The WDCGAN-SA generative model addresses the problem of training gradient vanishing caused by the original GAN model’s use of JS divergence to measure the distribution distance between real and generated data by introducing the Wasserstein distance and gradient penalty term. Additionally, by incorporating attention modules into the generative model, the ability to learn signal features from the time–frequency plots of communication jamming signals is enhanced. As a result, experiment 5.2 demonstrates that, compared to the traditional DCGAN network, the WDCGAN-SA model significantly improves the quality of generated samples.

(2)

To enhance the feature extraction capability of the classification model and thereby improve recognition accuracy, this paper integrates the Convolutional Block Attention Module (CBAM) into a deep residual network. CBAM extracts features by combining spatial and channel information, allowing for a greater focus on key features in the time–frequency plots of communication jamming signals, thereby improving the classification accuracy of the residual network.

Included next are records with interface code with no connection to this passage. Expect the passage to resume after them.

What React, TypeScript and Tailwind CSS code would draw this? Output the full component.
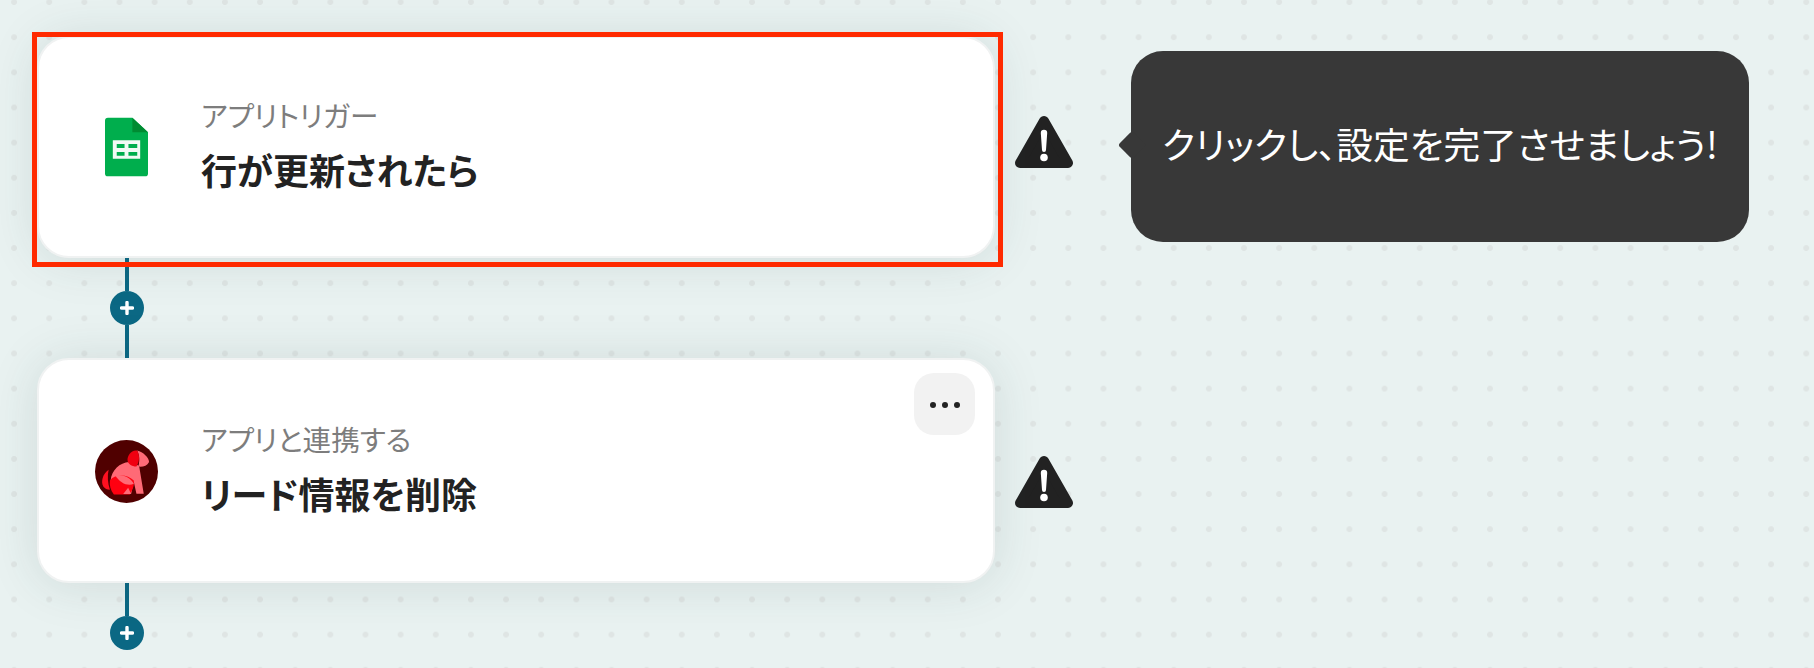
import React from "react";

const FONT = "font-['Noto_Sans_CJK_JP','Noto_Sans',sans-serif] [font-feature-settings:'palt']";

function SheetsIcon() {
  return (
    <svg width="43" height="60" viewBox="0 0 44 60" className="mb-[1px] mr-[3px]">
      <path d="M3 0H28L44 15V57a3 3 0 0 1-3 3H3a3 3 0 0 1-3-3V3a3 3 0 0 1 3-3Z" fill="#00ae4d" />
      <path d="M28 0L44 15H28Z" fill="#008b32" />
      <path fillRule="evenodd" d="M8 23H36V42H8ZM12 27V31H20V27ZM24 27V31H33V27ZM12 35V39H20V35ZM24 35V39H33V35Z" fill="#f1faf4" />
    </svg>
  );
}

function DogIcon() {
  return (
    <svg width="63" height="63" viewBox="105 118 190 190" className="mr-[2px] mt-[2px] shrink-0">
      <circle cx="200" cy="213" r="95" fill="#500000" />
      <path d="M146 208C128 220 122 245 130 258C134 264 142 268 150 268C143 248 142 226 146 208Z" fill="#ff1020" />
      <path d="M152 240C155 208 180 186 208 184L238 196L252 280H230L222 244L214 280H165Z" fill="#ff6a76" />
      <path d="M232 150C250 154 268 172 268 184C262 196 248 200 236 198C240 180 240 165 232 150Z" fill="#ff6a76" />
      <path d="M232 150C214 147 203 165 203 178C204 190 215 197 230 198C240 182 240 165 232 150Z" fill="#f00010" />
      <path d="M150 240C165 218 205 222 222 240C225 258 215 272 210 282H162C152 270 148 255 150 240Z" fill="#ff0010" />
      <path d="M166 224C192 220 212 232 222 250C204 258 180 248 166 224Z" fill="#ff6a76" />
      <path d="M190 281L205 262L214 281Z" fill="#ff6a76" />
    </svg>
  );
}

function WarningIcon({ className }: { className: string }) {
  return (
    <svg className={className} width="60" height="54" viewBox="0 0 60 54">
      <path d="M30 6L54 48H6Z" fill="#222222" stroke="#222222" strokeWidth="10" strokeLinejoin="round" />
      <path d="M26.8 18a3.2 3.2 0 0 1 6.4 0L32 35a2 2 0 0 1-4 0Z" fill="#ffffff" />
      <circle cx="30" cy="42.5" r="3.8" fill="#ffffff" />
    </svg>
  );
}

function Connector({ tail }: { tail?: boolean }) {
  return (
    <div className="ml-[73px] flex w-[34px] flex-col items-center">
      <div className="h-[33px] w-[4px] bg-[#0b6884]" />
      <div className="flex h-[34px] w-[34px] items-center justify-center rounded-full bg-[#0b6884]">
        <svg width="14" height="14" viewBox="0 0 14 14">
          <path d="M7 1.5V12.5M1.5 7H12.5" stroke="#ffffff" strokeWidth="3.4" strokeLinecap="round" />
        </svg>
      </div>
      {tail && <div className="h-[33px] w-[4px] bg-[#0b6884]" />}
    </div>
  );
}

function Card({ icon, sub, title, tall, children }: { icon: React.ReactNode; sub: string; title: string; tall?: boolean; children?: React.ReactNode }) {
  return (
    <div className={`relative flex w-[958px] items-center rounded-[32px] border-2 border-[#f0f2f2] bg-white pl-[57px] shadow-[0_2px_50px_rgba(40,70,70,0.13)] ${tall ? "h-[225px]" : "h-[222px]"}`}>
      <div className="flex w-[63px] justify-center">{icon}</div>
      <div className="ml-[42px] flex flex-col">
        <div className="mt-[-4px] text-[28.6px] leading-[36px] text-[#7d7d7d]">{sub}</div>
        <div className="mt-[12px] text-[36px] font-bold leading-[48px] text-[#222222]">{title}</div>
      </div>
      {children}
    </div>
  );
}

export default function App() {
  return (
    <div className={`${FONT} relative h-[668px] w-[1814px] overflow-hidden bg-[#e9f2f1] bg-[radial-gradient(circle,#dfe5e4_2.6px,transparent_3.2px)] bg-[length:35.15px_35.15px] bg-[position:-3.5px_-15.5px] pl-[37px] pt-[36px]`}>
      <div className="flex items-start">
        <div className="relative">
          <Card icon={<SheetsIcon />} sub="アプリトリガー" title="行が更新されたら" />
          <div className="absolute left-[-5px] top-[-4px] h-[235px] w-[971px] border-[5px] border-[#ff2a00]" />
        </div>
        <WarningIcon className="ml-[19px] mt-[79px]" />
        <div className="relative ml-[57px] mt-[15px] flex h-[191px] w-[618px] items-center justify-center rounded-[32px] bg-[#383838] pb-[6px] text-[36.7px] text-white">
          <div className="absolute left-[-9px] top-[84px] h-[20px] w-[20px] rotate-45 rounded-[3px] bg-[#383838]" />
          <span className="relative">クリックし、設定を完了させましょう!</span>
        </div>
      </div>
      <Connector tail />
      <div className="flex items-start">
        <Card tall icon={<DogIcon />} sub="アプリと連携する" title="リード情報を削除">
          <div className="absolute right-[18px] top-[13px] flex h-[62px] w-[61px] items-center justify-center gap-[6px] rounded-[20px] bg-[#f2f2f2] pt-[2px]">
            <span className="h-[6px] w-[6px] rounded-full bg-[#222222]" />
            <span className="h-[6px] w-[6px] rounded-full bg-[#222222]" />
            <span className="h-[6px] w-[6px] rounded-full bg-[#222222]" />
          </div>
        </Card>
        <WarningIcon className="ml-[19px] mt-[97px]" />
      </div>
      <Connector />
    </div>
  );
}
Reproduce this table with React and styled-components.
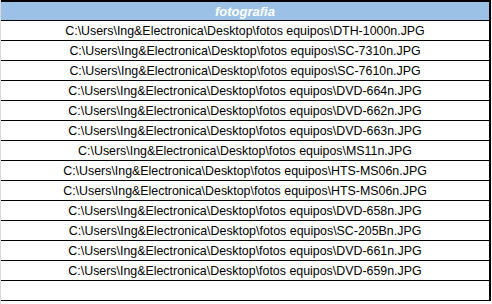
import styled, { createGlobalStyle } from "styled-components";

const Global = createGlobalStyle`
  body {
    margin: 0;
    background: #ffffff;
    font-family: "Liberation Sans", Arial, sans-serif;
  }
`;

const files = [
  "DTH-1000n.JPG",
  "SC-7310n.JPG",
  "SC-7610n.JPG",
  "DVD-664n.JPG",
  "DVD-662n.JPG",
  "DVD-663n.JPG",
  "MS11n.JPG",
  "HTS-MS06n.JPG",
  "HTS-MS06n.JPG",
  "DVD-658n.JPG",
  "SC-205Bn.JPG",
  "DVD-661n.JPG",
  "DVD-659n.JPG",
];

const BASE = "C:\\Users\\Ing&Electronica\\Desktop\\fotos equipos\\";

const Sheet = styled.div`
  width: 491px;
  height: 304px;
  border-left: 1px solid #d9d9d9;
  box-sizing: border-box;
`;

const Table = styled.div`
  width: 490px;
  border-top: 2px solid #000;
  border-right: 2px solid #000;
  box-sizing: border-box;
  display: flex;
  flex-direction: column;
`;

const HeaderCell = styled.div`
  height: 18px;
  background: #9bc2e6;
  border-bottom: 1px solid #000;
  color: #ffffff;
  font-weight: bold;
  font-style: italic;
  font-size: 13px;
  display: flex;
  align-items: center;
  justify-content: center;
`;

const Cell = styled.div`
  height: 17px;
  padding-top: 2px;
  border-bottom: 1px solid #000;
  color: #000;
  font-size: 12.4px;
  line-height: 17px;
  display: flex;
  align-items: center;
  justify-content: center;
  white-space: nowrap;
`;

export default function App() {
  return (
    <>
      <Global />
      <Sheet>
        <Table>
          <HeaderCell>fotografia</HeaderCell>
          {files.map((f, i) => (
            <Cell key={i}>{BASE + f}</Cell>
          ))}
          <Cell />
        </Table>
      </Sheet>
    </>
  );
}
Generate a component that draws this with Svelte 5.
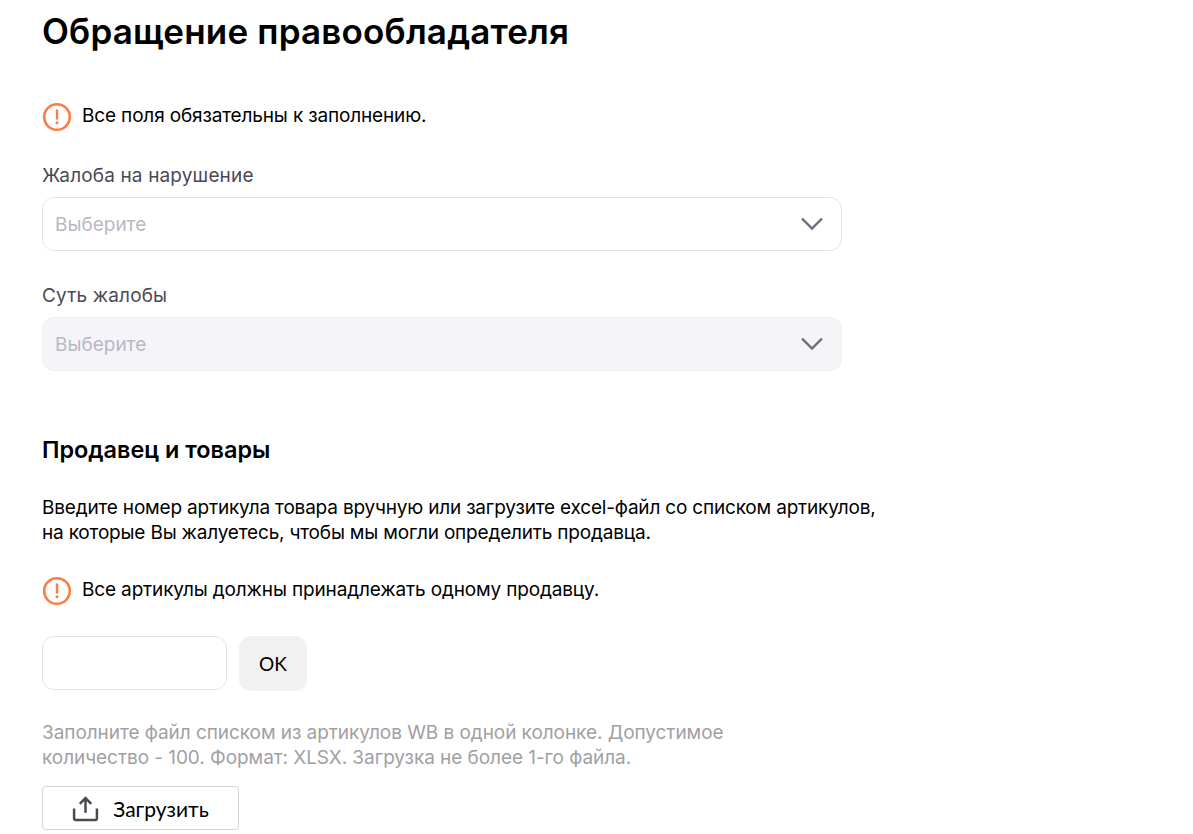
<script>
	const selects = [
		{ label: 'Жалоба на нарушение', disabled: false },
		{ label: 'Суть жалобы', disabled: true }
	];
</script>

{#snippet warning(text)}
	<div class="notice">
		<svg class="notice-icon" width="30" height="30" viewBox="0 0 30 30" fill="none">
			<circle cx="15" cy="15" r="12.8" stroke="#ff7a45" stroke-width="2.6" />
			<path d="M15 8.5v8" stroke="#ff7a45" stroke-width="2.4" stroke-linecap="round" />
			<circle cx="15" cy="20.8" r="1.5" fill="#ff7a45" />
		</svg>
		<span>{text}</span>
	</div>
{/snippet}

<main>
	<h1>Обращение правообладателя</h1>

	{@render warning('Все поля обязательны к заполнению.')}

	{#each selects as select}
		<div class="field">
			<div class="label">{select.label}</div>
			<div class="select" class:disabled={select.disabled}>
				<span>Выберите</span>
				<svg width="24" height="24" viewBox="0 0 24 24" fill="none">
					<path d="M2 6.5l10 10 10-10" stroke="#6d6b80" stroke-width="2.4" />
				</svg>
			</div>
		</div>
	{/each}

	<h2>Продавец и товары</h2>

	<p class="intro">
		Введите номер артикула товара вручную или загрузите excel-файл со списком артикулов,<br />
		на которые Вы жалуетесь, чтобы мы могли определить продавца.
	</p>

	{@render warning('Все артикулы должны принадлежать одному продавцу.')}

	<div class="article-row">
		<input class="article-input" type="text" />
		<button class="ok-btn">OK</button>
	</div>

	<p class="hint">
		Заполните файл списком из артикулов WB в одной колонке. Допустимое<br />
		количество - 100. Формат: XLSX. Загрузка не более 1-го файла.
	</p>

	<button class="upload-btn">
		<svg width="27" height="27" viewBox="0 0 26 26" fill="none">
			<path d="M13 17V3M7.5 8.5L13 3l5.5 5.5" stroke="#4a4a55" stroke-width="2.4" />
			<path d="M2 13v9.5a1.5 1.5 0 0 0 1.5 1.5h19a1.5 1.5 0 0 0 1.5-1.5V13" stroke="#4a4a55" stroke-width="2.4" />
		</svg>
		<span>Загрузить</span>
	</button>
</main>

<style>
	:global(body) {
		background: #ffffff;
	}

	main {
		padding: 0 0 4px 42px;
		font-family: Inter, "Noto Sans", sans-serif;
		color: #000000;
		height: 830px;
		overflow: hidden;
	}

	h1 {
		margin: 0;
		padding-top: 9px;
		font-size: 35px;
		line-height: 44px;
		font-weight: 600;
		letter-spacing: 0.18px;
	}

	h2 {
		margin: 64px 0 0;
		font-size: 23.4px;
		line-height: 30px;
		font-weight: 600;
	}

	.notice {
		display: flex;
		align-items: flex-start;
		gap: 10px;
		font-size: 19px;
		line-height: 26px;
		letter-spacing: -0.15px;
	}

	.notice-icon {
		flex: none;
		margin-top: -1px;
	}

	h1 + .notice {
		margin-top: 50px;
	}

	.field {
		margin-top: 32px;
		width: 800px;
	}

	.notice + .field {
		margin-top: 31px;
	}

	.label {
		font-size: 19px;
		line-height: 26px;
		letter-spacing: 0.15px;
		color: #4a4a55;
		margin-bottom: 8px;
	}

	.select {
		box-sizing: border-box;
		height: 54px;
		padding: 0 17px 0 12px;
		display: flex;
		align-items: center;
		justify-content: space-between;
		border: 1px solid #e4e3ea;
		border-radius: 12px;
		font-size: 19px;
		color: #b9b8c5;
	}

	.select.disabled {
		background: #f5f5f8;
		border-color: #efeff3;
	}

	.intro {
		margin: 30px 0 0;
		font-size: 19px;
		line-height: 25px;
		letter-spacing: -0.19px;
	}

	.intro + .notice {
		margin-top: 32px;
	}

	.article-row {
		display: flex;
		gap: 12px;
		margin-top: 30px;
	}

	.article-input {
		box-sizing: border-box;
		width: 185px;
		height: 54px;
		border: 1px solid #e4e3ea;
		border-radius: 12px;
		background: #ffffff;
	}

	.ok-btn {
		width: 68px;
		height: 55px;
		border: none;
		border-radius: 12px;
		background: #f1f1f1;
		font-family: Lato, Inter, sans-serif;
		font-size: 19px;
		color: #000000;
	}

	.hint {
		margin: 29px 0 0;
		font-size: 19px;
		line-height: 25px;
		letter-spacing: -0.06px;
		color: #a0a0a5;
	}

	.upload-btn {
		box-sizing: border-box;
		margin-top: 16px;
		width: 197px;
		height: 44px;
		display: flex;
		align-items: center;
		justify-content: center;
		gap: 14px;
		border: 1px solid #d4d4da;
		border-radius: 4px;
		background: #ffffff;
		font-family: Lato, Inter, sans-serif;
		font-size: 21px;
		color: #000000;
	}
</style>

Experiment 5.3 shows that the recognition rate of the C-ResNet classification model is 4.23% higher than that of the traditional CNN model.

(3)

Experiments 5.4 and 5.5 indicate that compared to traditional models such as GAN, WGAN, and DCGAN, the proposed WDCGAN-SA-based method for recognizing communication jamming signals with small samples achieves higher recognition rates across datasets with varying amounts of time–frequency plots. This method meets the requirements for accurate classification under conditions of scarce communication jamming signal data. Additionally, the experiments conducted in this study validate the effectiveness of the proposed method, providing theoretical support and insights for the recognition of communication jamming signals with small samples.